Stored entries

━━━━━━━━━━

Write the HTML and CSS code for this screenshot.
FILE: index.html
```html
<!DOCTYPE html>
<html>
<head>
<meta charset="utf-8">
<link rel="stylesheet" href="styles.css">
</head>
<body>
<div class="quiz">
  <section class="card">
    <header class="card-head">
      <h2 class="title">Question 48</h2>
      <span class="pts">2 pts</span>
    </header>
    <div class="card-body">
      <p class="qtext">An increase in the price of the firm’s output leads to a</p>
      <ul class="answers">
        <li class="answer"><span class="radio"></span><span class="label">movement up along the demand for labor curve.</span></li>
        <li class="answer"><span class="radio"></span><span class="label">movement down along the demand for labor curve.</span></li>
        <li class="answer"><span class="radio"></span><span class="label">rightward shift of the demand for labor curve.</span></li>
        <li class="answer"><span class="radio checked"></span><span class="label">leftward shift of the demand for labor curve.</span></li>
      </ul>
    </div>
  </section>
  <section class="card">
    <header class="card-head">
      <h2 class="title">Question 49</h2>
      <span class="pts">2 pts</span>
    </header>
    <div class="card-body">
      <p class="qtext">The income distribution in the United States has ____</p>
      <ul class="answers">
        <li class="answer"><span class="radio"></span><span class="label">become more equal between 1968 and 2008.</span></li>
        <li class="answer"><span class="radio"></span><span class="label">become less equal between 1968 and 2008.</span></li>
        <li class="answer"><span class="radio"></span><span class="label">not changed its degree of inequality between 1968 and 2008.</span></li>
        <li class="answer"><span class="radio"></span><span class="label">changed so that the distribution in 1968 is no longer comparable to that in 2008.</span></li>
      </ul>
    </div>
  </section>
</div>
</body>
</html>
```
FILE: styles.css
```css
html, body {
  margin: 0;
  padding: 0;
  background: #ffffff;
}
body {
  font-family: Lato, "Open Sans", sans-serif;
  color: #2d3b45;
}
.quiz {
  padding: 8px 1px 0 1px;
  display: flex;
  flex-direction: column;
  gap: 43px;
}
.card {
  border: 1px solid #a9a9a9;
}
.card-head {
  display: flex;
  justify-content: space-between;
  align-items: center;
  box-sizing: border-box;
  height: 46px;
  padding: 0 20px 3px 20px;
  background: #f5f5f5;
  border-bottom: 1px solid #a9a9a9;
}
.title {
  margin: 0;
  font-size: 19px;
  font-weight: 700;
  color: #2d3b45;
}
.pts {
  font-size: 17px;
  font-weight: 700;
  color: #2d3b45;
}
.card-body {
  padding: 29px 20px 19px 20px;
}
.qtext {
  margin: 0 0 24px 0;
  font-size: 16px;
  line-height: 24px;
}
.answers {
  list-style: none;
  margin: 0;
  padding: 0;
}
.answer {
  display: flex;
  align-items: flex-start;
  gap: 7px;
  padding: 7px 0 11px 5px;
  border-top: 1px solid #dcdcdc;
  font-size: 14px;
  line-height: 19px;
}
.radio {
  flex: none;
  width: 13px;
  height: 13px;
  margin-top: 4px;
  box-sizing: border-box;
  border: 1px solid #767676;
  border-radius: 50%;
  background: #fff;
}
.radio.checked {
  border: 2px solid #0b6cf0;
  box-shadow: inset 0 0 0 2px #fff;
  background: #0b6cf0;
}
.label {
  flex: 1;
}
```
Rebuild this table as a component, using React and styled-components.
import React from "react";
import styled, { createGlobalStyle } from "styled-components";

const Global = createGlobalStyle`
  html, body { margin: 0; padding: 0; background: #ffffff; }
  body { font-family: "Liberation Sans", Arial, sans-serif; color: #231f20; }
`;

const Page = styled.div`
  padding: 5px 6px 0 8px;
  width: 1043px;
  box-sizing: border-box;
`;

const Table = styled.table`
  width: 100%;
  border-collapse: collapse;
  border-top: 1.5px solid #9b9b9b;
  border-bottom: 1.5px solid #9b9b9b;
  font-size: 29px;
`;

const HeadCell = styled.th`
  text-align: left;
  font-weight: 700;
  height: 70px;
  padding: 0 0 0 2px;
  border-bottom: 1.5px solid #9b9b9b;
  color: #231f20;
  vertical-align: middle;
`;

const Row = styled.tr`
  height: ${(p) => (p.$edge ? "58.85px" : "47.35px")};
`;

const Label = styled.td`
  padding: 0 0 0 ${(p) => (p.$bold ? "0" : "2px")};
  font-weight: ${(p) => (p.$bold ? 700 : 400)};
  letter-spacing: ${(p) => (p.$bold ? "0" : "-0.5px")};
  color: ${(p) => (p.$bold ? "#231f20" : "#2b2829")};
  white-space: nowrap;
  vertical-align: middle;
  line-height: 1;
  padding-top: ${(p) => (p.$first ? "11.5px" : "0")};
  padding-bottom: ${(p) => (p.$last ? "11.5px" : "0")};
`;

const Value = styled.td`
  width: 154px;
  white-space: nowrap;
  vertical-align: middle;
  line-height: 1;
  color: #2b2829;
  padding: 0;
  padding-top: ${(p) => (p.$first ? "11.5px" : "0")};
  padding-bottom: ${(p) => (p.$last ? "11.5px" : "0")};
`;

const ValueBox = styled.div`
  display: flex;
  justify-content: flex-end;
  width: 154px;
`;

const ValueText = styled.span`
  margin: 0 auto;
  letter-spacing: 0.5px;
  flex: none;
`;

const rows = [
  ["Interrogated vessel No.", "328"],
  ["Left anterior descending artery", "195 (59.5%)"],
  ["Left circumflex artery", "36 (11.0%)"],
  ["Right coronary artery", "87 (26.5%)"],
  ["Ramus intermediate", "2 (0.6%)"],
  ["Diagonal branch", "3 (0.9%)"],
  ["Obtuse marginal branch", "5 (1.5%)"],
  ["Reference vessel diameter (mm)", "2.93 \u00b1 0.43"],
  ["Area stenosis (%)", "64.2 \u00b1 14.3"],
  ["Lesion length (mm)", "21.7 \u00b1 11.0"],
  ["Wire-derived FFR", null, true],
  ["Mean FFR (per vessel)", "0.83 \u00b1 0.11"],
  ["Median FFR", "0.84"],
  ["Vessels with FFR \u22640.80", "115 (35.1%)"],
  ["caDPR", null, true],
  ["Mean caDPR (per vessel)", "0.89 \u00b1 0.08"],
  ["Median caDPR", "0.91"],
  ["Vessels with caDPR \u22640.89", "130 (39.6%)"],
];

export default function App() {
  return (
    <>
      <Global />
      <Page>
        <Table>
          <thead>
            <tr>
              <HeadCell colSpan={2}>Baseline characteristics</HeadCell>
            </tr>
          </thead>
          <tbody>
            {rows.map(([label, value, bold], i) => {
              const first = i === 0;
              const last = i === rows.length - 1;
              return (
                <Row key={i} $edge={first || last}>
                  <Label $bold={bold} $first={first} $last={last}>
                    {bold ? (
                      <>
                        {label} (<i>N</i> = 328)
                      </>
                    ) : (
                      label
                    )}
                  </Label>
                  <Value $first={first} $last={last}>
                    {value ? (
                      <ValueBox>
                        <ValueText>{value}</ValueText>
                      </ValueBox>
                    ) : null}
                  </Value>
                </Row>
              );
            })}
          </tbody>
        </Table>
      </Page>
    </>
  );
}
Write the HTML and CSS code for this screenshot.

━━━━━━━━━━

● **TASK GOAL**: Take every line containing the word "styled" and copy it.

● **WRITTEN ANSWER**:
Rebuild this table as a component, using React and styled-components.
import styled, { createGlobalStyle } from "styled-components";
const Page = styled.div`
const Table = styled.table`
const HeadCell = styled.th`
const Row = styled.tr`
const Label = styled.td`
const Value = styled.td`
const ValueBox = styled.div`
const ValueText = styled.span`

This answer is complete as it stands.